I arrived at 8:05, where a staff person gave me a tote bag full of goodies (cookies, water bottle, pens, tourist info on Ashland county, etc.) and led me to my first class location. "Some of the locations had pianos but some only had keyboards," he said, adding that some of the other pianists had, shall we say, expressed dissatisfaction with the keyboards the night before.

"Oh, Diva Syndrome!" I said with amusement, adding that I am used to playing a keyboard for class (I play mine for Troy's class twice a week). I was sure I could deal with whatever was there, and I had long ago learned that crappy pianos in the dance studio are simply a fact of life.

So we get to an enormous gymnasium. On one side was a taped-down marley floor with a Yamaha Clavinova (circa 1988) in the corner. I saw Troy and waved, thinking we were going to work together. "No, your space is over there," said my guide, pointing to an identical setup on the other side of the gym.

"Two pianos in one room?! How is that going to work?" I wanted to know. He assured me that they would roll a divider down the middle of the room and that should help some. I wasn't so sure about this but figured they must have thought this through so it must be okay. I checked out my keyboard, noting the volume was set only halfway to the max. Well, I guess it won't be that loud, I thought.

The divider, a thin vinyl sheet with nothing but mesh on the top third, was rolled down. Of course, it did absolutely nothing to mute the sound from the other side of the room. I heard Troy's voice giving the first exercise to his class, and then the music from the other guy's keyboard filled the room as if its speakers were directly in front of us. Uh-oh.

My instructor, Nina Danilova, started showing her combination. I couldn't hear her at all and when I started playing, could hardly hear myself. I turned up the volume to three quarters max. I could now hear myself, but the other guy still sounded louder. Plus, the instrument, although cutting edge technology in 1988, only has 16-note polyphony. This means that with the pedal down, once you play 16 notes either as chords or as a series, the first ones you played start cutting out. It sounded disjointed and all cut up, which certainly didn't help the 50 or so students in my side of the room hear any better. They couldn't even hear me well enough to tell whether they were on the music, so they were always ahead or behind me.

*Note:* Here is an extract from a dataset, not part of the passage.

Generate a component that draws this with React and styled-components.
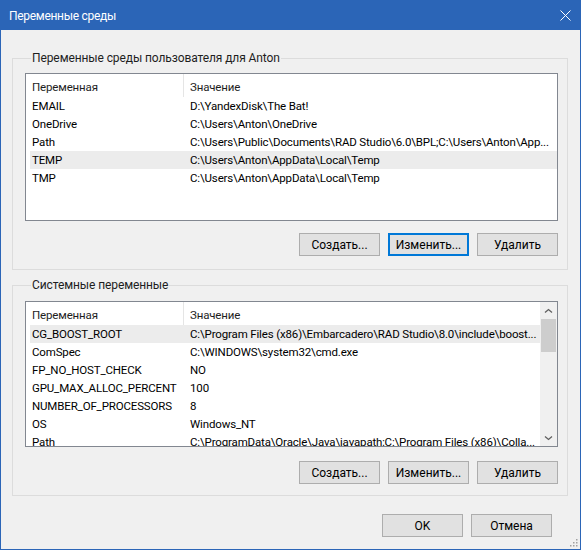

Eventually a staff person came in with an extension cord and I moved away from the wall and toward the middle of the space where we could hear each other a little better. Nina and I developed a system where, when I saw that they were off, I would yell out the counts. Oh, I forgot to mention that I was going on only about 4-5 hours of sleep so my focus wasn't the greatest. But I was eventually able to focus enough to shut out the other pianist so at least it wouldn't throw me off.

It was kind of cold in there but I had the foresight to bring a long-sleeved shirt. At precisely 11:00 am, halfway through my second class, a huge, earthquake-like rumbling sound engulfed the room. Big thunderstorm outside, I thought. But no. It was followed by grinding and whooshing of gigantic industrial-strength fans directly overhead. Blowing cold air, I might add. Just what we needed, a white noise machine! Now it was even harder to hear, and also freezing. The staff person came back saying they were working on getting it turned off, which never did happen.

At lunch in the Ashland University cafeteria (which had very good food, I might add), I sat with some of the other pianists, including the one I had "duelled" with, and laughingly shared our horror story with the others. It turned out that on his side of the room, all they could hear was me! We all agreed that whoever thought this setup was a good idea was seriously lacking something upstairs.